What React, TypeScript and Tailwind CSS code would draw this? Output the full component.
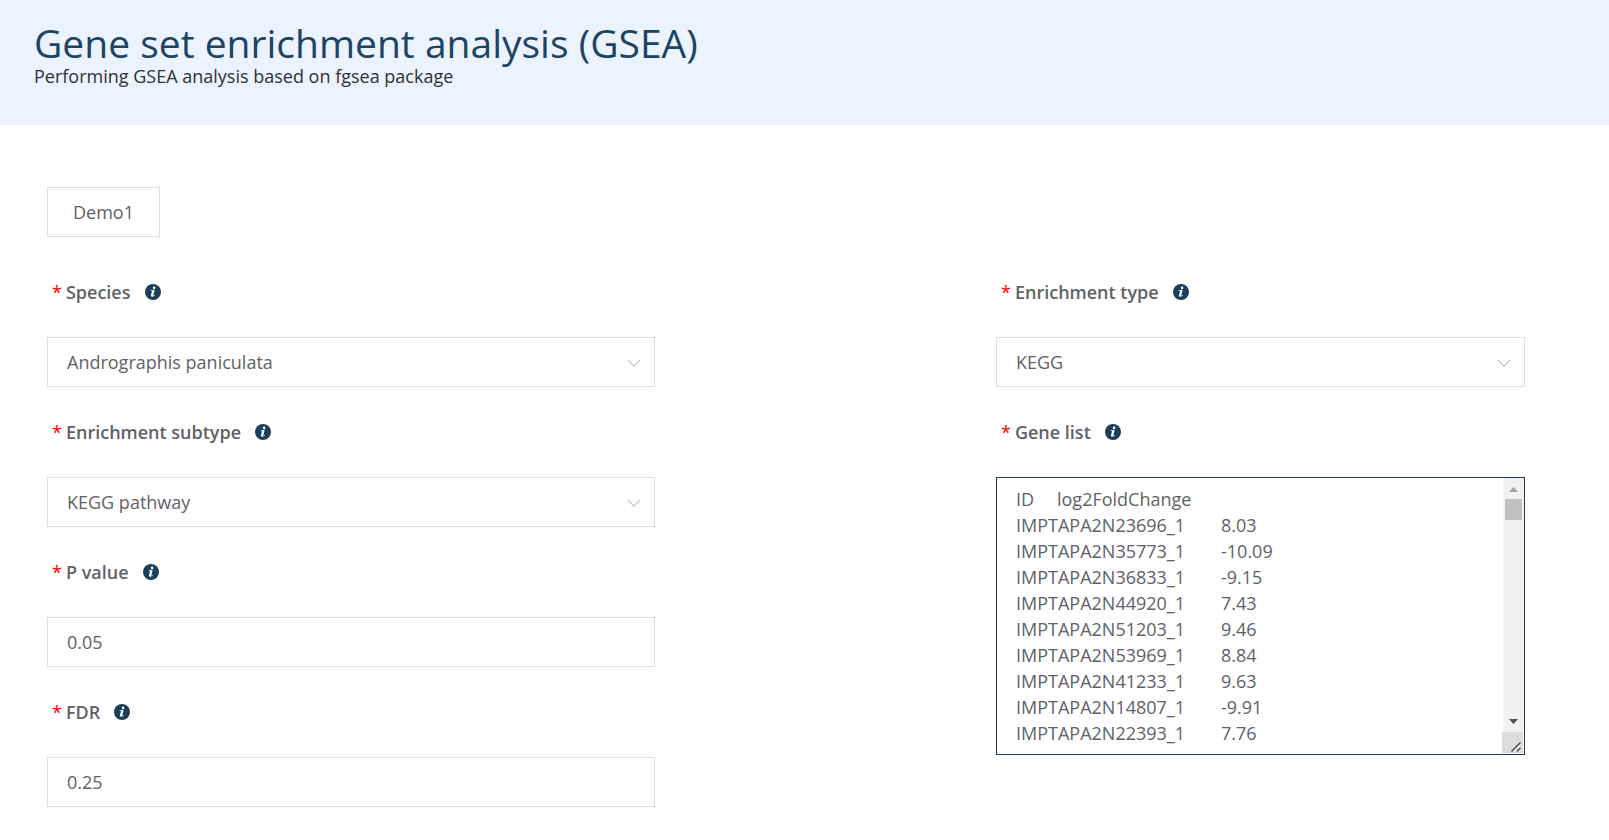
import { useState } from "react";

const GENE_LIST = [
  "ID\tlog2FoldChange",
  "IMPTAPA2N23696_1\t8.03",
  "IMPTAPA2N35773_1\t-10.09",
  "IMPTAPA2N36833_1\t-9.15",
  "IMPTAPA2N44920_1\t7.43",
  "IMPTAPA2N51203_1\t9.46",
  "IMPTAPA2N53969_1\t8.84",
  "IMPTAPA2N41233_1\t9.63",
  "IMPTAPA2N14807_1\t-9.91",
  "IMPTAPA2N22393_1\t7.76",
].join("\n");

const CONTROL =
  "h-[50px] w-full appearance-none border border-[#dcdfe6] bg-white px-[19px] text-lg text-[#606266] outline-none focus:border-[#1b3e5d]";

interface FieldProps {
  id: string;
  label: string;
  children: React.ReactNode;
}

function InfoIcon(): React.ReactElement {
  return (
    <svg viewBox="0 0 16 16" className="h-4 w-4 shrink-0" aria-hidden>
      <circle cx="8" cy="8" r="8" fill="#1b3e5d" />
      <circle cx="9.1" cy="3.9" r="1.3" fill="#fff" />
      <path
        d="M5.8 6.3 9.7 5.9 8.3 11.2c-.1.5.2.6.6.3l.8-.8.4.4c-.8 1-1.7 1.7-2.9 1.700-1.200 0-1.500-.7-1.200-1.700l1-3.600c.1-.4 0-.6-.4-.6H5.700z"
        fill="#fff"
      />
    </svg>
  );
}

function Field({ id, label, children }: FieldProps): React.ReactElement {
  return (
    <div>
      <div className="flex h-[50px] items-center gap-3.5 pl-[5px]">
        <label
          htmlFor={id}
          className="flex gap-1 text-lg font-semibold text-[#606266]"
        >
          <span className="font-normal text-[#ff0000]">*</span>
          {label}
        </label>
        <InfoIcon />
      </div>
      <div className="mt-5">{children}</div>
    </div>
  );
}

interface SelectBoxProps {
  id: string;
  options: string[];
}

function SelectBox({ id, options }: SelectBoxProps): React.ReactElement {
  return (
    <div className="relative">
      <select id={id} className={CONTROL}>
        {options.map((option) => (
          <option key={option}>{option}</option>
        ))}
      </select>
      <svg
        viewBox="0 0 14 8"
        className="pointer-events-none absolute top-[22px] right-3.5 h-2 w-3.5"
        fill="none"
        stroke="#c0c4cc"
        strokeWidth="1.3"
        aria-hidden
      >
        <path d="M.7.9 7 7.1 13.3.9" />
      </svg>
    </div>
  );
}

function ScrollTrack(): React.ReactElement {
  return (
    <div
      className="pointer-events-none absolute inset-y-px right-px flex w-[21px] flex-col items-center bg-[#f1f1f1]"
      aria-hidden
    >
      <svg viewBox="0 0 21 21" className="h-[21px] w-[21px]">
        <path d="M6 14 10.5 9 15 14z" fill="#a3a3a3" />
      </svg>
      <div className="h-[21px] w-[17px] bg-[#c1c1c1]" />
      <svg viewBox="0 0 21 21" className="mt-auto h-[21px] w-[21px]">
        <path d="M6 8 10.5 13 15 8z" fill="#505050" />
      </svg>
      <div className="flex w-full bg-white pb-px">
        <svg viewBox="0 0 21 21" className="-ml-px h-[21px] w-[21px] bg-[#dcdcdc]">
          <path
            d="M9.5 19.5 18.5 10.5M15 19.5 18.5 16"
            stroke="#505050"
            strokeWidth="1.5"
          />
          <path
            d="M11.5 19.5 18.5 12.5M17 19.5 18.5 18"
            stroke="#fff"
            strokeWidth="1"
          />
        </svg>
      </div>
    </div>
  );
}

export default function App(): React.ReactElement {
  const [pValue, setPValue] = useState("0.05");
  const [fdr, setFdr] = useState("0.25");
  const [geneList, setGeneList] = useState(GENE_LIST);

  return (
    <div className="min-h-screen bg-white font-['Open_Sans',sans-serif]">
      <header className="h-[125px] bg-[#ebf3ff] px-[34px] pt-[19px]">
        <h1 className="text-[39px] leading-[48px] text-[#1f4463]">
          Gene set enrichment analysis (GSEA)
        </h1>
        <p className="text-lg leading-[18px] text-[#303133]">
          Performing GSEA analysis based on fgsea package
        </p>
      </header>

      <main className="pt-[62px] pr-[84px] pb-8 pl-[47px]">
        <button
          type="button"
          className="h-[50px] border border-[#dcdfe6] bg-white px-[25px] text-lg text-[#606266]"
        >
          Demo1
        </button>

        <form className="mt-[30px] grid grid-cols-[608fr_341fr_529fr] items-start">
          <div className="flex flex-col gap-5">
            <Field id="species" label="Species">
              <SelectBox id="species" options={["Andrographis paniculata"]} />
            </Field>
            <Field id="subtype" label="Enrichment subtype">
              <SelectBox id="subtype" options={["KEGG pathway"]} />
            </Field>
            <Field id="pvalue" label="P value">
              <input
                id="pvalue"
                className={CONTROL}
                value={pValue}
                onChange={(e) => setPValue(e.target.value)}
              />
            </Field>
            <Field id="fdr" label="FDR">
              <input
                id="fdr"
                className={CONTROL}
                value={fdr}
                onChange={(e) => setFdr(e.target.value)}
              />
            </Field>
          </div>

          <div className="col-start-3 flex flex-col gap-5">
            <Field id="type" label="Enrichment type">
              <SelectBox id="type" options={["KEGG"]} />
            </Field>
            <Field id="genes" label="Gene list">
              <div className="relative">
                <textarea
                  id="genes"
                  rows={10}
                  className="block h-[278px] w-full resize-none border border-[#1b3e5d] bg-white px-[19px] py-2 text-lg leading-[26px] text-[#606266] outline-none [scrollbar-width:none] [tab-size:41px]"
                  value={geneList}
                  onChange={(e) => setGeneList(e.target.value)}
                />
                <ScrollTrack />
              </div>
            </Field>
          </div>
        </form>
      </main>
    </div>
  );
}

----------

Every line of the data should be copied as it stands, without the images.

EXERCISE ANSWER:
What React, TypeScript and Tailwind CSS code would draw this? Output the full component.
import { useState } from "react";

const GENE_LIST = [
  "ID\tlog2FoldChange",
  "IMPTAPA2N23696_1\t8.03",
  "IMPTAPA2N35773_1\t-10.09",
  "IMPTAPA2N36833_1\t-9.15",
  "IMPTAPA2N44920_1\t7.43",
  "IMPTAPA2N51203_1\t9.46",
  "IMPTAPA2N53969_1\t8.84",
  "IMPTAPA2N41233_1\t9.63",
  "IMPTAPA2N14807_1\t-9.91",
  "IMPTAPA2N22393_1\t7.76",
].join("\n");

const CONTROL =
  "h-[50px] w-full appearance-none border border-[#dcdfe6] bg-white px-[19px] text-lg text-[#606266] outline-none focus:border-[#1b3e5d]";

interface FieldProps {
  id: string;
  label: string;
  children: React.ReactNode;
}

function InfoIcon(): React.ReactElement {
  return (
    <svg viewBox="0 0 16 16" className="h-4 w-4 shrink-0" aria-hidden>
      <circle cx="8" cy="8" r="8" fill="#1b3e5d" />
      <circle cx="9.1" cy="3.9" r="1.3" fill="#fff" />
      <path
        d="M5.8 6.3 9.7 5.9 8.3 11.2c-.1.5.2.6.6.3l.8-.8.4.4c-.8 1-1.7 1.7-2.9 1.700-1.200 0-1.500-.7-1.200-1.700l1-3.600c.1-.4 0-.6-.4-.6H5.700z"
        fill="#fff"
      />
    </svg>
  );
}

function Field({ id, label, children }: FieldProps): React.ReactElement {
  return (
    <div>
      <div className="flex h-[50px] items-center gap-3.5 pl-[5px]">
        <label
          htmlFor={id}
          className="flex gap-1 text-lg font-semibold text-[#606266]"
        >
          <span className="font-normal text-[#ff0000]">*</span>
          {label}
        </label>
        <InfoIcon />
      </div>
      <div className="mt-5">{children}</div>
    </div>
  );
}

interface SelectBoxProps {
  id: string;
  options: string[];
}

function SelectBox({ id, options }: SelectBoxProps): React.ReactElement {
  return (
    <div className="relative">
      <select id={id} className={CONTROL}>
        {options.map((option) => (
          <option key={option}>{option}</option>
        ))}
      </select>
      <svg
        viewBox="0 0 14 8"
        className="pointer-events-none absolute top-[22px] right-3.5 h-2 w-3.5"
        fill="none"
        stroke="#c0c4cc"
        strokeWidth="1.3"
        aria-hidden
      >
        <path d="M.7.9 7 7.1 13.3.9" />
      </svg>
    </div>
  );
}

function ScrollTrack(): React.ReactElement {
  return (
    <div
      className="pointer-events-none absolute inset-y-px right-px flex w-[21px] flex-col items-center bg-[#f1f1f1]"
      aria-hidden
    >
      <svg viewBox="0 0 21 21" className="h-[21px] w-[21px]">
        <path d="M6 14 10.5 9 15 14z" fill="#a3a3a3" />
      </svg>
      <div className="h-[21px] w-[17px] bg-[#c1c1c1]" />
      <svg viewBox="0 0 21 21" className="mt-auto h-[21px] w-[21px]">
        <path d="M6 8 10.5 13 15 8z" fill="#505050" />
      </svg>
      <div className="flex w-full bg-white pb-px">
        <svg viewBox="0 0 21 21" className="-ml-px h-[21px] w-[21px] bg-[#dcdcdc]">
          <path
            d="M9.5 19.5 18.5 10.5M15 19.5 18.5 16"
            stroke="#505050"
            strokeWidth="1.5"
          />
          <path
            d="M11.5 19.5 18.5 12.5M17 19.5 18.5 18"
            stroke="#fff"
            strokeWidth="1"
          />
        </svg>
      </div>
    </div>
  );
}

export default function App(): React.ReactElement {
  const [pValue, setPValue] = useState("0.05");
  const [fdr, setFdr] = useState("0.25");
  const [geneList, setGeneList] = useState(GENE_LIST);

  return (
    <div className="min-h-screen bg-white font-['Open_Sans',sans-serif]">
      <header className="h-[125px] bg-[#ebf3ff] px-[34px] pt-[19px]">
        <h1 className="text-[39px] leading-[48px] text-[#1f4463]">
          Gene set enrichment analysis (GSEA)
        </h1>
        <p className="text-lg leading-[18px] text-[#303133]">
          Performing GSEA analysis based on fgsea package
        </p>
      </header>

      <main className="pt-[62px] pr-[84px] pb-8 pl-[47px]">
        <button
          type="button"
          className="h-[50px] border border-[#dcdfe6] bg-white px-[25px] text-lg text-[#606266]"
        >
          Demo1
        </button>

        <form className="mt-[30px] grid grid-cols-[608fr_341fr_529fr] items-start">
          <div className="flex flex-col gap-5">
            <Field id="species" label="Species">
              <SelectBox id="species" options={["Andrographis paniculata"]} />
            </Field>
            <Field id="subtype" label="Enrichment subtype">
              <SelectBox id="subtype" options={["KEGG pathway"]} />
            </Field>
            <Field id="pvalue" label="P value">
              <input
                id="pvalue"
                className={CONTROL}
                value={pValue}
                onChange={(e) => setPValue(e.target.value)}
              />
            </Field>
            <Field id="fdr" label="FDR">
              <input
                id="fdr"
                className={CONTROL}
                value={fdr}
                onChange={(e) => setFdr(e.target.value)}
              />
            </Field>
          </div>

          <div className="col-start-3 flex flex-col gap-5">
            <Field id="type" label="Enrichment type">
              <SelectBox id="type" options={["KEGG"]} />
            </Field>
            <Field id="genes" label="Gene list">
              <div className="relative">
                <textarea
                  id="genes"
                  rows={10}
                  className="block h-[278px] w-full resize-none border border-[#1b3e5d] bg-white px-[19px] py-2 text-lg leading-[26px] text-[#606266] outline-none [scrollbar-width:none] [tab-size:41px]"
                  value={geneList}
                  onChange={(e) => setGeneList(e.target.value)}
                />
                <ScrollTrack />
              </div>
            </Field>
          </div>
        </form>
      </main>
    </div>
  );
}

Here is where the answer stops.